Thursday, August 25, 2005

1,444 Days after 9/11: Where is bin Laden?

The Nuremberg Trials began 1,444 days after the U.S. was attacked at Pearl Harbor.
It has been 1,444 days since 9/11. Where is Osama bin Laden?
(Photo: Nuremberg Trials Project of the Harvard Law School Library)

3 Comments:

Blogger Bill Blankmeyer said...

Can you honestly compare the two situations? In '41 we were attacked by a nation (or nations if you want to tie in Germany and Italy). This nation had a fixed location, uniformed forces, etc. There was also mass mobilization among the American people and something beginning with a 'D'...what was that again...oh yeah, the draft. The current situation is not comparable.

I'm not advocating a draft, let me be clear on that. The war on terror we are involved in does not necessarily require more troops. More intelligence resources, yes. I think that once we can pinpoint ObL's location, a surgical strike or a special forces raid can kill/capture him. Though that will not end this conflict. There are thousands or millions of extremist muslim maniacs who want to see our way of life destroyed. Until we can round up enough of them and show them that continued attacks will not break our resolve, this battle will continue.

I think you know that this comparison is unfounded and irrelevent, but you try to make it anyway. Why is that?

2:59 PM, August 25, 2005  
Blogger TommyWonk said...

Thanks for the comment Bill.

I do agree with you as to one difference: that being the "mass mobilization among the American people."

Our people and economic might have not been mobilized to anything close to our full capacity. In WWII we produced 270,000 military aircraft. We invented and deployed radar and the atomic bomb. Today we still have yet to equip our troops with effective body armor.

For most of us it's business as usual, which is a sense is fine. I like my way of life and believe in my country. But are we going after those who attacked us with everything we've got? Instead of finding ways for people to contribute to the cause, Bush has handed out tax breaks and, most recently, gone on five weeks of vacation.

Harry Truman said, "The buck stops here." George W. Bush said, "I think about Irag every day."

Bottom line: I don't think it's inappropriate to hold our president accountable for his conduct and the results thereof. Ronald Reagan famously asked, "Are you better off than you were four years ago?" Likewise, why shouldn't we ask, "Are we as a nation better off than we were four years ago?"

5:25 PM, August 25, 2005  
Blogger Bill Blankmeyer said...

You agree with me about the mobilization among the American people - what about the others? Did the Japanese not wear uniforms? Were they not easily differentiated from the civiliation population? And what about fixed location? Can you point me to Al-Quedistan?

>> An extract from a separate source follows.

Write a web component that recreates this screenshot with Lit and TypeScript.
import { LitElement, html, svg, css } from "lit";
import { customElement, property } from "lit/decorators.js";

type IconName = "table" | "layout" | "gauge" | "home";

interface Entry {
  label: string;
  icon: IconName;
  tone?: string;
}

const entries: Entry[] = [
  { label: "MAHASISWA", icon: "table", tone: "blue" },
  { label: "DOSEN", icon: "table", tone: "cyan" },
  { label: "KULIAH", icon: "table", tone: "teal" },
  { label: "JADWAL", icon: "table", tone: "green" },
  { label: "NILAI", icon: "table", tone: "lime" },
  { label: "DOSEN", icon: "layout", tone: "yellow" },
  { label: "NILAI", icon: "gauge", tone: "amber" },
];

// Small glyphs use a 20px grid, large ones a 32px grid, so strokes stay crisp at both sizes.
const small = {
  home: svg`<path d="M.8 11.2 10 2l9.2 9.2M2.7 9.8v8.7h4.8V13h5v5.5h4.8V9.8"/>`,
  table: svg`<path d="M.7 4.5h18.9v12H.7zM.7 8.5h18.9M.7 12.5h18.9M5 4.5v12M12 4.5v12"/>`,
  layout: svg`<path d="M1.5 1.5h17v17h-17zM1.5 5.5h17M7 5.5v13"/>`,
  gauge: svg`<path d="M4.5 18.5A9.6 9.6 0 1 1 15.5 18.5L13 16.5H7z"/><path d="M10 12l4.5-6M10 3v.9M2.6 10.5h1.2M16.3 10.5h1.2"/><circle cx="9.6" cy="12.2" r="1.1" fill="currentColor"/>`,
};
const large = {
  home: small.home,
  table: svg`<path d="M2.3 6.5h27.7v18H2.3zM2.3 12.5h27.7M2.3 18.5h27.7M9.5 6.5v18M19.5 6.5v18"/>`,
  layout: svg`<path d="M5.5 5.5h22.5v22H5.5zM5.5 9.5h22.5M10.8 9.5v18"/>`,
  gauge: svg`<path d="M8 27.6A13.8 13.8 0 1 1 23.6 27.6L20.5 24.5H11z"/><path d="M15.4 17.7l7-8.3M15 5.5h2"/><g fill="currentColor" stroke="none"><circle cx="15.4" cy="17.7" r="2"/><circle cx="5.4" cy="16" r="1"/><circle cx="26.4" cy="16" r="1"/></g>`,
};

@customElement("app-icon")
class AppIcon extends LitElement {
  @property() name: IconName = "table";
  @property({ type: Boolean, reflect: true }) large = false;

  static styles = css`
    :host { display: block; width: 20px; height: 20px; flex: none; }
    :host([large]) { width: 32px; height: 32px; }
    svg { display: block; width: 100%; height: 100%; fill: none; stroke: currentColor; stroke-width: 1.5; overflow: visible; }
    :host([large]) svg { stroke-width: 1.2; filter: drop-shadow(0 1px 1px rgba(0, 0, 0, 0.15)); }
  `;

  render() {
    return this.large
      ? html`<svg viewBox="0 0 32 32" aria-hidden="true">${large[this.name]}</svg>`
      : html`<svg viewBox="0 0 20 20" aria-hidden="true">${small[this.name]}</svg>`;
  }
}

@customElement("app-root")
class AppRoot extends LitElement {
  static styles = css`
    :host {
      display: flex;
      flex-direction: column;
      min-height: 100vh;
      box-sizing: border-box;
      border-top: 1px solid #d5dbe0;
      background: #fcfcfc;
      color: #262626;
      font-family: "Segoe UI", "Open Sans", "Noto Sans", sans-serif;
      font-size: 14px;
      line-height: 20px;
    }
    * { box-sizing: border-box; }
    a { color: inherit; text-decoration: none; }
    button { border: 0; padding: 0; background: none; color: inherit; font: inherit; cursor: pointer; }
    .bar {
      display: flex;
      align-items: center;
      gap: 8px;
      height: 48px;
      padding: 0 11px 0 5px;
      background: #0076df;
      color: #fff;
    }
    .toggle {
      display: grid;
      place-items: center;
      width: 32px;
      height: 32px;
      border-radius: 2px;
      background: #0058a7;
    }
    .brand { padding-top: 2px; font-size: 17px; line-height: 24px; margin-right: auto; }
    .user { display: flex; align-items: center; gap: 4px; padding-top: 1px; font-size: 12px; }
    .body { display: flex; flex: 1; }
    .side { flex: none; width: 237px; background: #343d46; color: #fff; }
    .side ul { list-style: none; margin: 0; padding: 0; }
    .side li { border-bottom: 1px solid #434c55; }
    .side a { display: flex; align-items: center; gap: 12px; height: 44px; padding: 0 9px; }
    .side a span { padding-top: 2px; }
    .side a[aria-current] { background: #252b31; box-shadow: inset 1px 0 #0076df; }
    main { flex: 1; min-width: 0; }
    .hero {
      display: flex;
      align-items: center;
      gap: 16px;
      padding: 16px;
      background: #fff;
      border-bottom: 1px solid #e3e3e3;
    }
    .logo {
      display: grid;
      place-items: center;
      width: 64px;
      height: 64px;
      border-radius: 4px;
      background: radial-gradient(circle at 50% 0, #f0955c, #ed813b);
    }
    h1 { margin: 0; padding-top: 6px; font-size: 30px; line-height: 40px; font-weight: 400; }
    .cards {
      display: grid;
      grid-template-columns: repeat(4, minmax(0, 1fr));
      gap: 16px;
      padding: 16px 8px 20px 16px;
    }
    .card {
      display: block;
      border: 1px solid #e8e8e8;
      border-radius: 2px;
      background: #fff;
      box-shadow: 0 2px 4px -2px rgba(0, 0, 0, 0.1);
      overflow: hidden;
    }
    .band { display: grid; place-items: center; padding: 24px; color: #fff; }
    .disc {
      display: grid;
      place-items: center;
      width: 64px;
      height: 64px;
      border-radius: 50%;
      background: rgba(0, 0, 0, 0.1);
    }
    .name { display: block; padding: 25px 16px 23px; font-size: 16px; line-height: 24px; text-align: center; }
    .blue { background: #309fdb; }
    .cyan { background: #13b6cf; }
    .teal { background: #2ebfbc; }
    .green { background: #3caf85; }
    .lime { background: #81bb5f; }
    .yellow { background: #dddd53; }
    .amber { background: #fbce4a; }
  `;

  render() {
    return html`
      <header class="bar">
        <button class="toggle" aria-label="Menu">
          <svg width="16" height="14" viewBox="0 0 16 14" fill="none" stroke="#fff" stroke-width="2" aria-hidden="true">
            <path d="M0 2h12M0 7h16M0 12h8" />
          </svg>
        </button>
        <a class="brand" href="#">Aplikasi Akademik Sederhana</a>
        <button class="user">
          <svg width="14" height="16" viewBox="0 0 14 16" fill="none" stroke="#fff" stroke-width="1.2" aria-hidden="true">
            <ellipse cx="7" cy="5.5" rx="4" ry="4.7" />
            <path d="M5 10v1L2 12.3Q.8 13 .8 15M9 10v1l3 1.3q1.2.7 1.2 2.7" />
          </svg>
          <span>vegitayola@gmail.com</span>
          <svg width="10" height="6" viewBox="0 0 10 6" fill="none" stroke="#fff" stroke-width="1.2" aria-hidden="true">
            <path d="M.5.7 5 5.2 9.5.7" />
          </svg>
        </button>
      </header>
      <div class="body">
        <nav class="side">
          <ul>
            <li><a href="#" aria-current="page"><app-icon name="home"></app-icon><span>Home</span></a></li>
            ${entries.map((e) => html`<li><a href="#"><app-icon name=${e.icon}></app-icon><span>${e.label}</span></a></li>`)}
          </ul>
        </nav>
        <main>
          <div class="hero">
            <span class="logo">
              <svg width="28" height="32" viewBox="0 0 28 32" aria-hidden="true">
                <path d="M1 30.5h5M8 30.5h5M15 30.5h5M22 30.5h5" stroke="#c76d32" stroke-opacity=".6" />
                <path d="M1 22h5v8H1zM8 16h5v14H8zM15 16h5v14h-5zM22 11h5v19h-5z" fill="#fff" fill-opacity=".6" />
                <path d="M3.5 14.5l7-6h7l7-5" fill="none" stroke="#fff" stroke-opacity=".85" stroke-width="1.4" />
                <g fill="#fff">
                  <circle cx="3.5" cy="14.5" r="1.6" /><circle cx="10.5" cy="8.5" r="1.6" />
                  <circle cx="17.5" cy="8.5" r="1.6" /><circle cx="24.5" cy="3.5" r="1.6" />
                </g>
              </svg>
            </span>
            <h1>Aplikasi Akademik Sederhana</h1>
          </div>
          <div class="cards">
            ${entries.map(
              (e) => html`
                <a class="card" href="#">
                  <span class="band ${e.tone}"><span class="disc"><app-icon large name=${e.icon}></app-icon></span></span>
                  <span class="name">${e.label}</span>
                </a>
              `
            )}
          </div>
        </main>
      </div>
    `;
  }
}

The mobilization that occurred after the bombing of Pearl Harbor was understandable. We were still suffering the effects of the Great Depression. Despite a decade of New Deal programs there was still massive poverty and a severe unemployment problem. The Government put out contracts on everything, enabling business to hire workers. People rushed to those jobs, not only out of patriotic duty, but also because of economic necessity.

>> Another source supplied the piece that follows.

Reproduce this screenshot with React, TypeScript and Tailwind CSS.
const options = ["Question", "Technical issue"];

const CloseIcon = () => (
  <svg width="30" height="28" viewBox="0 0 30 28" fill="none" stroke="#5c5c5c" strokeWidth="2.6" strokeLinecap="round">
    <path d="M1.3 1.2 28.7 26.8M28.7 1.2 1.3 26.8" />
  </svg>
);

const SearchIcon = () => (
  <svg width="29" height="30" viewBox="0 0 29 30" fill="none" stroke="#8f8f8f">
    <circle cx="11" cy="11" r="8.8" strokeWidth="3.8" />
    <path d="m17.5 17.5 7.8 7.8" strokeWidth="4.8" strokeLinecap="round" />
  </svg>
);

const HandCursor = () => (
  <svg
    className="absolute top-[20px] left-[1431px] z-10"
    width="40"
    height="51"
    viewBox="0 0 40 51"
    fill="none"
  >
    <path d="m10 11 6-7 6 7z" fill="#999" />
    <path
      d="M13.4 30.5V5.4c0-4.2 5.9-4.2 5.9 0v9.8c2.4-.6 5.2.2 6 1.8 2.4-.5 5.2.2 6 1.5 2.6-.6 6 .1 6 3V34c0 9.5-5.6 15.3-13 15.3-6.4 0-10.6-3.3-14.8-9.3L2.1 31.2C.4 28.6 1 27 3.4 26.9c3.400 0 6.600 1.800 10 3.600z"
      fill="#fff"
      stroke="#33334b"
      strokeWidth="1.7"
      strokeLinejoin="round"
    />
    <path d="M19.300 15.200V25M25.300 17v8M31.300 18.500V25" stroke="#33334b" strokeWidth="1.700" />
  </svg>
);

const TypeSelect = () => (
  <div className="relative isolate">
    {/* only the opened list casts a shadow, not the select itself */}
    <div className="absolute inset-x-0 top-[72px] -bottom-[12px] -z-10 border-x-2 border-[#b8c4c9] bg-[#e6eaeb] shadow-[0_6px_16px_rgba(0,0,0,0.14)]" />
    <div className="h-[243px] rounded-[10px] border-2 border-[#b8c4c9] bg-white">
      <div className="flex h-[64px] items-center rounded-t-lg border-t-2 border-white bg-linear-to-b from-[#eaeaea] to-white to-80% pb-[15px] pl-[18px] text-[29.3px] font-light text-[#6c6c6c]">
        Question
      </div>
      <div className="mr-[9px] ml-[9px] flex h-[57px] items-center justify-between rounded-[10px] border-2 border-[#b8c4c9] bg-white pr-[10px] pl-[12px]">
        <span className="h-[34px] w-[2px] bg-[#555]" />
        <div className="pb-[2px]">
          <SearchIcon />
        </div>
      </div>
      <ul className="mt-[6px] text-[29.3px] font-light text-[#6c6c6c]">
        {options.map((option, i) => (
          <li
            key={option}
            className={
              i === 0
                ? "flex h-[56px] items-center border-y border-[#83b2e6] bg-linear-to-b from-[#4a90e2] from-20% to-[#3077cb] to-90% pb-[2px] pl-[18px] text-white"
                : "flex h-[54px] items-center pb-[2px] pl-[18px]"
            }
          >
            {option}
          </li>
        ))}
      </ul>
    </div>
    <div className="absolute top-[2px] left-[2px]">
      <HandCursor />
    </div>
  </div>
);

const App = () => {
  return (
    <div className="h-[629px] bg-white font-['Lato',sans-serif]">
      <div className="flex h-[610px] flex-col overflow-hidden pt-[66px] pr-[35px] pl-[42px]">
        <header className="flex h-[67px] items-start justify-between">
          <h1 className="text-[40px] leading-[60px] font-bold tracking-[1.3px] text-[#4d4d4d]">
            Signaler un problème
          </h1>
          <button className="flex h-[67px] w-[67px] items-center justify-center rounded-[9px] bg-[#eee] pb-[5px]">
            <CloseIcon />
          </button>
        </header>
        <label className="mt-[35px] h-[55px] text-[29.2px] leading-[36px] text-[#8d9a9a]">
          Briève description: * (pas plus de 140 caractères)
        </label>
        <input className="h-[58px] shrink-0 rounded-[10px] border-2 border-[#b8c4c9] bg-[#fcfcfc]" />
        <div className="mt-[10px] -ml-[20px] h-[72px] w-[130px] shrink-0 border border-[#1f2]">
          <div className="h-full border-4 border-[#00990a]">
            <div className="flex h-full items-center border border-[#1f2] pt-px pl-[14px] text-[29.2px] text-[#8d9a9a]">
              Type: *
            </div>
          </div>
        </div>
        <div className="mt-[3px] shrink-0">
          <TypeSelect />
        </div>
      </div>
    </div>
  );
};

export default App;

Even though I listed the mass mobilization as a difference in the WWII situation and the current, it really isn't valid either. Mass mobilization probably would not further the War on Terror in a really significant way due to the other differences I've mentioned. Yeah, our military could use more volunteers, but even if every eligible American enlisted today, I do not think we would catch ObL any faster.

Intelligence will be the key to this war. The CIA, the FBI, the NSA, Military Intelligence, and all the other 'intelligence' agencies. This is where we need to place our focus. Mass recruiting of skilled personnel into well-trained, high-paying positions. We also need people on the ground. We need to infiltrate the terror organizations. This will take time and is no doubt already in progress. The level of that progress is unknown, at least to the general public, for obvious reasons.

I think it is entirely appropriate to hold our leaders accountable, but making unfair comparisons is not the way to do it.